What the Supreme Court's copyright rulings mean for you
Peter Nowak, CBC.ca
The Supreme Court on Thursday issued a raft of landmark copyright decisions that will affect how Canadians listen to and buy music online.
It also kept open the doors to the kinds of research materials, primarily photocopies, that will be available freely to students.
With the large number of simultaneous decisions — five in total — and a considerable amount of legalese to wade through, experts on all sides of the arguments are still figuring out what everything means.
Here, though, is a quick summary of what the rulings appear to mean for the average consumer and student.
Music downloads
In what is perhaps the most wide-ranging of the decisions, the Supreme Court decided against an industry plan that would have authorized the collection of additional royalties on music downloaded through services such as Apple's iTunes.

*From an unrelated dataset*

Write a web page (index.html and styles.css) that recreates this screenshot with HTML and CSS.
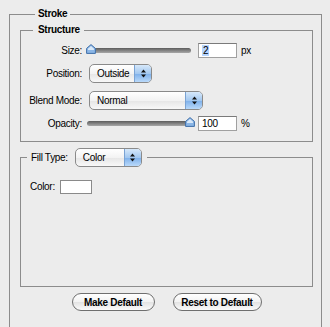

The court said that downloading a copy of a song is essentially the same as going to buy it in a store — so no additional royalties should be added beyond what the artist already gets through existing licensing agreements.
Had the original decision by the Copyright Board, the first arbiter on such matters, been upheld, there would have been new fees for the artist on downloaded materials, and experts say that music download services would have either had to swallow these costs or, more likely, raise prices.
So the Supreme Court's decision is good news for consumers. But the just-approved C-11 copyright law contains a provision that couldultimately invalidate this ruling. Observers say the entire battle over this particular aspect of royalties may therefore have to be fought again and that could take years to resolve.